Hickey also tries to claim that media simply reflect culture when in truth movies and TV revolutionize society by putting forward characters and storylines that viewers copy. There is evidence that some people become what they watch when the presentation is of something different than what they're familiar with--those Jerry Springer episodes with threesomes, crossdressers, and animal lovers have resulted in people 20 years later boasting about public sexual acts and mental illness that used to be considered shameful.
He doesn't deal at all with the decades of research on the imitation and violence effects. Scripted movies and TV don't reflect life, but at least half of modern Americans seem to become what they see in the media and the streets are filled with criminal rebels that think they're dark superheroes.

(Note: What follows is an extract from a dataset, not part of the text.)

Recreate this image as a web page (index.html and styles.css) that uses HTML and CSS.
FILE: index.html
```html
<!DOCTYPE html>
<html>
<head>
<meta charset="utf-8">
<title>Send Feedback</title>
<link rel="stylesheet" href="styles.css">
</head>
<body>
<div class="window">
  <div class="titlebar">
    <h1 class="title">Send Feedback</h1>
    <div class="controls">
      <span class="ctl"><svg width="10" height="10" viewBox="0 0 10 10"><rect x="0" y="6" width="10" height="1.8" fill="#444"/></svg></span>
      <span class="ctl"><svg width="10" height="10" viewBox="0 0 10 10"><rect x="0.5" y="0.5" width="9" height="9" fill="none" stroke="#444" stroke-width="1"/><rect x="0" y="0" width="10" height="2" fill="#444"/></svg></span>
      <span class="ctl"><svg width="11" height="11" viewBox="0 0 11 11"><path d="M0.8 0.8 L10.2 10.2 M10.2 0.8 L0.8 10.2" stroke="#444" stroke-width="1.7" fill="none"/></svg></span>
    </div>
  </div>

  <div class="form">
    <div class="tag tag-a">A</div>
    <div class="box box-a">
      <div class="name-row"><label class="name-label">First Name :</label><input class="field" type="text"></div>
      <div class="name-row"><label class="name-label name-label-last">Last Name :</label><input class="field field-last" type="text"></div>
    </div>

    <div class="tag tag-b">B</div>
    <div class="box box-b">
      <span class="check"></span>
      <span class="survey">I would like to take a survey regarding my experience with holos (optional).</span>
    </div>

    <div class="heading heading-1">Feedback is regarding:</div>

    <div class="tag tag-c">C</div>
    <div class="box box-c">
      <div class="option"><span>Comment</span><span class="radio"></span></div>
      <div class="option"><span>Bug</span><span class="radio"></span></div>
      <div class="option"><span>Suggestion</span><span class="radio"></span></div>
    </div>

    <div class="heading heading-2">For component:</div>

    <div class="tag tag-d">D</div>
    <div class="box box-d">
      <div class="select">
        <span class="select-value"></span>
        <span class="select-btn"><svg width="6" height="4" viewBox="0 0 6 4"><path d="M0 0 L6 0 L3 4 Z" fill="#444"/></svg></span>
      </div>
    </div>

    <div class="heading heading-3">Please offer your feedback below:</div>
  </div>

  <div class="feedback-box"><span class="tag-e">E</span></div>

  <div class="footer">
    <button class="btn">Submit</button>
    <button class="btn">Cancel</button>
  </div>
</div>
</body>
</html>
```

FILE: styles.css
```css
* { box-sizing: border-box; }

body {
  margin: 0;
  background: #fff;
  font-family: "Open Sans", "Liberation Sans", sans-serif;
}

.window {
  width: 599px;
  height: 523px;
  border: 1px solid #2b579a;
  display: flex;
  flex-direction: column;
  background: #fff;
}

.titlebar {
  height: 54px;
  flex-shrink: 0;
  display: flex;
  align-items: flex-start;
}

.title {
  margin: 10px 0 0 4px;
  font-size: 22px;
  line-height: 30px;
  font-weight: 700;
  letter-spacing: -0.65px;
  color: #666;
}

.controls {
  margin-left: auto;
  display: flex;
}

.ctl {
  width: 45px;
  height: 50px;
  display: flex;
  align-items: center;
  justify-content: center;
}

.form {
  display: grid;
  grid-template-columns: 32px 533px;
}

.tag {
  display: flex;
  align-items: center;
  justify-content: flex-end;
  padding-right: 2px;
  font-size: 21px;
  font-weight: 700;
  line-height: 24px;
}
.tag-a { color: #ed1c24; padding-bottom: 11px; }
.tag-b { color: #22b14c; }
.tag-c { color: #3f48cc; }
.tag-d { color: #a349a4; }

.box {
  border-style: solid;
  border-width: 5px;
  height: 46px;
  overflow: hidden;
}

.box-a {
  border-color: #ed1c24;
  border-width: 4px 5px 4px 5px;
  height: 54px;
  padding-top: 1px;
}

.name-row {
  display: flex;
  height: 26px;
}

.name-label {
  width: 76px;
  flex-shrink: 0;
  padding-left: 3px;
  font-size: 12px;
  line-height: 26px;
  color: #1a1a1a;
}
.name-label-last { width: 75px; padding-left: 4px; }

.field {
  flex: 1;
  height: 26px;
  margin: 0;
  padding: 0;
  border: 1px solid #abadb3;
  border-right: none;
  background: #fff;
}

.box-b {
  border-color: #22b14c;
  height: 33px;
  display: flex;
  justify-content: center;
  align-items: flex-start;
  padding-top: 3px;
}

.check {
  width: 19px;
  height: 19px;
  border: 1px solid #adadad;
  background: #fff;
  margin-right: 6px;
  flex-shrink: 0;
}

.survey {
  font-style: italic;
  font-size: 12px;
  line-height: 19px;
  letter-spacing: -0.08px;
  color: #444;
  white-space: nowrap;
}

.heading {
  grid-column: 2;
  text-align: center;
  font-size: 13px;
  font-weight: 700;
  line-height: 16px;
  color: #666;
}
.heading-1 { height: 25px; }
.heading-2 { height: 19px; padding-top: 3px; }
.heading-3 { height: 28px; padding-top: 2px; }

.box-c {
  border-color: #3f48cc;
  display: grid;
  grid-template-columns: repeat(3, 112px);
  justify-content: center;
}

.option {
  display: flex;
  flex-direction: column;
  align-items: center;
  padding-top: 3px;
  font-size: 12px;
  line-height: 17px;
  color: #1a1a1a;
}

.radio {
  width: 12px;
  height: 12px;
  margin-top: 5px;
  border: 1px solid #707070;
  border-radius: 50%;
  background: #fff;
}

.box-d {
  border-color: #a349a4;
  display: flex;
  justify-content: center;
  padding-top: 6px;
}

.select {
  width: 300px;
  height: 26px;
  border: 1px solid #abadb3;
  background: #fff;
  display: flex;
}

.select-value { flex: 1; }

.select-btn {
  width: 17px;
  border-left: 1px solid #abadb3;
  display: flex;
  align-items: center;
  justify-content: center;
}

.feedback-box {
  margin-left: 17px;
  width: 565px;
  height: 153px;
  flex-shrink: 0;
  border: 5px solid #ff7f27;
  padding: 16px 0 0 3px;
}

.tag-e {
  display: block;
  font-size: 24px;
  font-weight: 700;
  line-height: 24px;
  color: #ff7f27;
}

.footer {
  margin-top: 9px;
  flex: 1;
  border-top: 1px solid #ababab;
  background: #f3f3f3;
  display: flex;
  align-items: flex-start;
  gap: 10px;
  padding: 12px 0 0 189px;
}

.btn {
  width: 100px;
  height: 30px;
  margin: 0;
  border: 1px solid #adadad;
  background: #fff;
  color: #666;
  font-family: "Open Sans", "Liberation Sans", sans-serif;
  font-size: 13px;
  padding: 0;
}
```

The biggest flaw is that the book doesn't really deal with much reality--TV news, documentaries, reality shows, autobiographies, talk shows, and biopics are oddly missing--and entire categories of cause and effect media violence research are ignored. It's easier for Hickey to prove his false narrative by skipping the real world stuff altogether and just focusing on Spider-man, Star Wars, and Harry Potter.
It's simply another example of the misuse of the term "science" and how modernists don't look objectively at data. Like the recent revelation that those past studies claiming alcohol was good for you were inaccurate and proven false (concluding that for the healthiest lifestyle you should not have even one drink), the bottom line is that focusing on a few warped studies that try to say watching movies or TV won't have a significant effect are untrue.

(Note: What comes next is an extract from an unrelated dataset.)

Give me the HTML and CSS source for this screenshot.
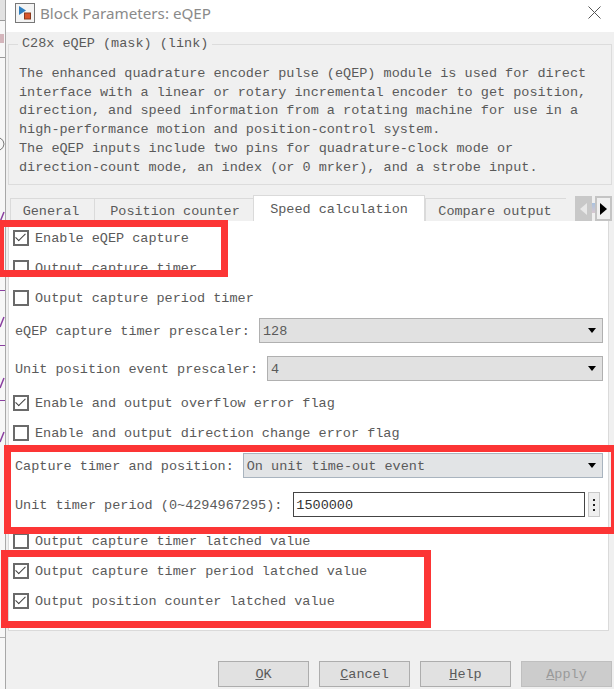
FILE: index.html
```html
<!DOCTYPE html>
<html lang="en">
<head>
    <meta charset="UTF-8">
    <meta name="viewport" content="width=device-width, initial-scale=1.0">
    <title>Block Parameters: eQEP</title>
    <link rel="stylesheet" href="styles.css">
</head>
<body>
    <!-- sliver of the model window behind the dialog -->
    <svg class="behind-strip" width="5" height="689" viewBox="0 0 5 689">
        <rect width="5" height="689" fill="#f7f7f7"/>
        <rect width="5" height="20" fill="#e2e2e2"/>
        <path d="M0 20.500h5M0 57.500h5" stroke="#9a9a9a" fill="none"/>
        <path d="M1 34v9M3 34v9" stroke="#c9a0a8" stroke-width="1.500" fill="none"/>
        <path d="M0 138q4 2 4 6t-4 6" stroke="#777" fill="none"/>
        <path d="M0 222l4-10M0 327l4-10M0 388l4-10M0 442l4-10" stroke="#8a3fa0" stroke-width="1.500" fill="none"/>
        <path d="M0 290.500h5M0 345.500h5M0 400.500h5" stroke="#8a3fa0" fill="none"/>
        <path d="M0 637.500h5" stroke="#b0b0b0" fill="none"/>
    </svg>

    <div class="dialog">
        <div class="title-bar">
            <svg class="app-icon" width="20" height="20" viewBox="0 0 20 20">
                <rect x="0.500" y="0.500" width="19" height="19" fill="#f4f4f4" stroke="#777"/>
                <path d="M4 3v9l7-4.500z" fill="#2f7fc0"/>
                <rect x="9.500" y="10" width="6" height="6" fill="#d9542b" stroke="#8a3a1d"/>
            </svg>
            <span class="title-text">Block Parameters: eQEP</span>
            <svg class="close-icon" width="13" height="13" viewBox="0 0 13 13">
                <path d="M0.500 0.500l12 12M12.500 0.500l-12 12" stroke="#555" fill="none"/>
            </svg>
        </div>

        <div class="dialog-body">
            <fieldset class="mask-group">
                <legend>C28x eQEP (mask) (link)</legend>
                <p>The enhanced quadrature encoder pulse (eQEP) module is used for direct<br>interface with a linear or rotary incremental encoder to get position,<br>direction, and speed information from a rotating machine for use in a<br>high-performance motion and position-control system.<br>The eQEP inputs include two pins for quadrature-clock mode or<br>direction-count mode, an index (or 0 mrker), and a strobe input.</p>
            </fieldset>

            <div class="tab-strip">
                <div class="tab tab-general">General</div>
                <div class="tab tab-position">Position counter</div>
                <div class="tab tab-speed active">Speed calculation</div>
                <div class="tab tab-compare">Compare output</div>
                <div class="tab-scroll">
                    <div class="scroll-btn disabled"><span class="arrow-left"></span></div>
                    <div class="scroll-gap"></div>
                    <div class="scroll-btn"><span class="arrow-right"></span></div>
                </div>
            </div>

            <div class="tab-panel">
                <label class="check-row"><span class="check on"></span>Enable eQEP capture</label>
                <label class="check-row"><span class="check"></span>Output capture timer</label>
                <label class="check-row"><span class="check"></span>Output capture period timer</label>

                <div class="field-row first-field">
                    <span class="field-label">eQEP capture timer prescaler:</span>
                    <div class="combo">128</div>
                </div>
                <div class="field-row second-field">
                    <span class="field-label">Unit position event prescaler:</span>
                    <div class="combo">4</div>
                </div>

                <label class="check-row after-fields"><span class="check on"></span>Enable and output overflow error flag</label>
                <label class="check-row"><span class="check"></span>Enable and output direction change error flag</label>

                <div class="field-row third-field">
                    <span class="field-label">Capture timer and position:</span>
                    <div class="combo combo-blue">On unit time-out event</div>
                </div>
                <div class="field-row fourth-field">
                    <span class="field-label">Unit timer period (0~4294967295):</span>
                    <div class="edit">1500000</div>
                    <div class="dots-btn"><i></i><i></i><i></i></div>
                </div>

                <label class="check-row after-edit"><span class="check"></span>Output capture timer latched value</label>
                <label class="check-row"><span class="check on"></span>Output capture timer period latched value</label>
                <label class="check-row"><span class="check on"></span>Output position counter latched value</label>
            </div>

            <div class="button-row">
                <div class="btn"><u>O</u>K</div>
                <div class="btn"><u>C</u>ancel</div>
                <div class="btn"><u>H</u>elp</div>
                <div class="btn btn-disabled"><u>A</u>pply</div>
            </div>
        </div>
    </div>

    <!-- red annotation boxes drawn over the screenshot -->
    <div class="mark mark-1"></div>
    <div class="mark mark-2"></div>
    <div class="mark mark-3"></div>
</body>
</html>
```

FILE: styles.css
```css
html, body {
    margin: 0;
    padding: 0;
}
body {
    width: 614px;
    height: 689px;
    overflow: hidden;
    position: relative;
    display: flex;
    background-color: #fff;
    font-family: "Liberation Mono", "DejaVu Sans Mono", monospace;
    font-size: 13.5px;
    color: #5a5a5a;
}
.behind-strip {
    flex-shrink: 0;
}
.dialog {
    flex-grow: 1;
    height: 689px;
    border-left: 1px solid #a8a8a8;
    background-color: #f0f0f0;
}
.title-bar {
    height: 32px;
    box-sizing: border-box;
    background-color: #fff;
    display: flex;
    align-items: center;
    padding: 0 13px 7px 9px;
}
.title-text {
    margin-left: 5px;
    font-family: "Noto Sans", "Liberation Sans", sans-serif;
    font-size: 15.200px;
    color: #8a8a8a;
    flex-grow: 1;
}
.dialog-body {
    padding: 4px 0 0 2px;
}
.mask-group {
    margin: 0;
    padding: 0 0 0 10px;
    width: 604px;
    height: 149px;
    box-sizing: border-box;
    border: 1px solid #dcdcdc;
}
.mask-group legend {
    padding: 0 4px;
    margin-left: -1px;
    line-height: 16px;
}
.mask-group p {
    margin: 13px 0 0 0;
    line-height: 18.700px;
}
.tab-strip {
    display: flex;
    height: 26px;
    margin-top: 10px;
    margin-left: 2px;
    align-items: flex-end;
    position: relative;
}
.tab {
    height: 23px;
    box-sizing: border-box;
    border: 1px solid #dadada;
    border-bottom: none;
    border-right: none;
    text-align: center;
    line-height: 25px;
}
.tab-general { width: 84px; padding-right: 3px; }
.tab-position { width: 159px; padding-left: 2px; }
.tab-compare { width: 141px; padding-right: 2px; }
.tab-speed { width: 172px; }
.tab.active {
    height: 26px;
    background-color: #fff;
    line-height: 28px;
    border-right: 1px solid #dadada;
}
.tab-scroll {
    display: flex;
    margin-left: 9px;
    align-self: flex-start;
    margin-top: 1px;
}
.scroll-btn {
    width: 17px;
    height: 25px;
    box-sizing: border-box;
    border: 2px solid #c4c4c4;
    background-color: #f0f0f0;
    display: flex;
    align-items: center;
    justify-content: center;
}
.scroll-btn.disabled {
    background-color: #c8c8c8;
    border-color: #c8c8c8;
}
.scroll-gap {
    width: 3px;
    margin: 7px 0 8px 0;
    background: linear-gradient(#a9c3e0, #d8c7cf);
}
.arrow-left {
    border-style: solid;
    border-width: 6px 7px 6px 0;
    border-color: transparent #e8e8e8 transparent transparent;
}
.arrow-right {
    border-style: solid;
    border-width: 6px 0 6px 7px;
    border-color: transparent transparent transparent #000;
}
.tab-panel {
    width: 601px;
    height: 410px;
    box-sizing: border-box;
    background-color: #fff;
    border: 1px solid #dadada;
    border-top: none;
    padding: 2px 0 0 4px;
}
.check-row {
    display: flex;
    align-items: center;
    height: 30px;
}
.check {
    width: 16px;
    height: 16px;
    box-sizing: border-box;
    border: 2px solid #6a6a6a;
    margin-right: 6px;
    background-color: #fff;
    position: relative;
}
.check.on::after {
    content: "";
    position: absolute;
    left: 3px;
    top: -1px;
    width: 4px;
    height: 9px;
    border: solid #444;
    border-width: 0 1.500px 1.500px 0;
    transform: rotate(45deg);
}
.field-row {
    display: flex;
    align-items: center;
    height: 25px;
    margin-left: -2px;
    padding-left: 4px;
}
.field-label {
    white-space: pre;
    flex-shrink: 0;
    padding-top: 2px;
}
.first-field { margin-top: 5px; }
.second-field { margin-top: 13px; }
.third-field { margin-top: 5px; }
.fourth-field { margin-top: 14px; }
.after-fields { margin-top: 7px; }
.after-edit { margin-top: 9px; }
.combo {
    flex-grow: 1;
    height: 25px;
    box-sizing: border-box;
    margin-left: 9px;
    margin-right: 5px;
    padding-left: 3px;
    line-height: 25px;
    background-color: #e1e1e1;
    border: 1px solid #b0b0b0;
    position: relative;
}
.combo::after {
    content: "";
    position: absolute;
    right: 6px;
    top: 9px;
    border-style: solid;
    border-width: 5px 4px 0 4px;
    border-color: #000 transparent transparent transparent;
}
.combo-blue {
    border-color: #a9b4bf;
    background-color: #e2e4e6;
}
.edit {
    width: 292px;
    height: 25px;
    box-sizing: border-box;
    margin-left: 11px;
    padding-left: 2px;
    line-height: 25px;
    background-color: #fff;
    border: 1px solid #444;
    color: #333;
}
.dots-btn {
    width: 12px;
    height: 25px;
    box-sizing: border-box;
    margin-left: 3px;
    border: 1px solid #c8c8c8;
    background-color: #efefef;
    display: flex;
    flex-direction: column;
    align-items: center;
    justify-content: center;
    gap: 3px;
}
.dots-btn i {
    width: 2px;
    height: 2px;
    background-color: #222;
}
.button-row {
    display: flex;
    gap: 10px;
    margin-top: 30px;
    margin-left: 210px;
}
.btn {
    width: 91px;
    height: 26px;
    box-sizing: border-box;
    border: 1px solid #adadad;
    background-color: #e1e1e1;
    text-align: center;
    line-height: 26px;
}
.btn-disabled {
    background-color: #cccccc;
    border-color: #bfbfbf;
    color: #9a9a9a;
}
.mark {
    position: absolute;
    box-sizing: border-box;
    border: 7px solid #fc3535;
}
.mark-1 {
    left: -3px;
    top: 220px;
    width: 231px;
    height: 57px;
}
.mark-2 {
    left: 4px;
    top: 445px;
    width: 610px;
    height: 89px;
    border-right-width: 3px;
}
.mark-3 {
    left: 1px;
    top: 550px;
    width: 430px;
    height: 78px;
}
```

Oh, he does draw simplistic conclusions that if you watch something scary it impacts your breathing. Or that movies impact the names people give their kids or the toys that are purchased. Wow, that's insightful, isn't it? Meanwhile nothing on screen profanity, gun violence, or verbal abuse having any copycat effect on society. And his "good vs. evil" discussion again focuses on...superheroes or pretend universes. Why is the real world not included?
The best thing for your mind is not to consume the fantasy/scifi/scripted crap at all. And in the end the best thing a reader can do is skip this horrible summary that misleads. You are what you write, Walt Hickey, and that makes you a bigoted mishandler of what's true, as well as a promoter of falsehoods.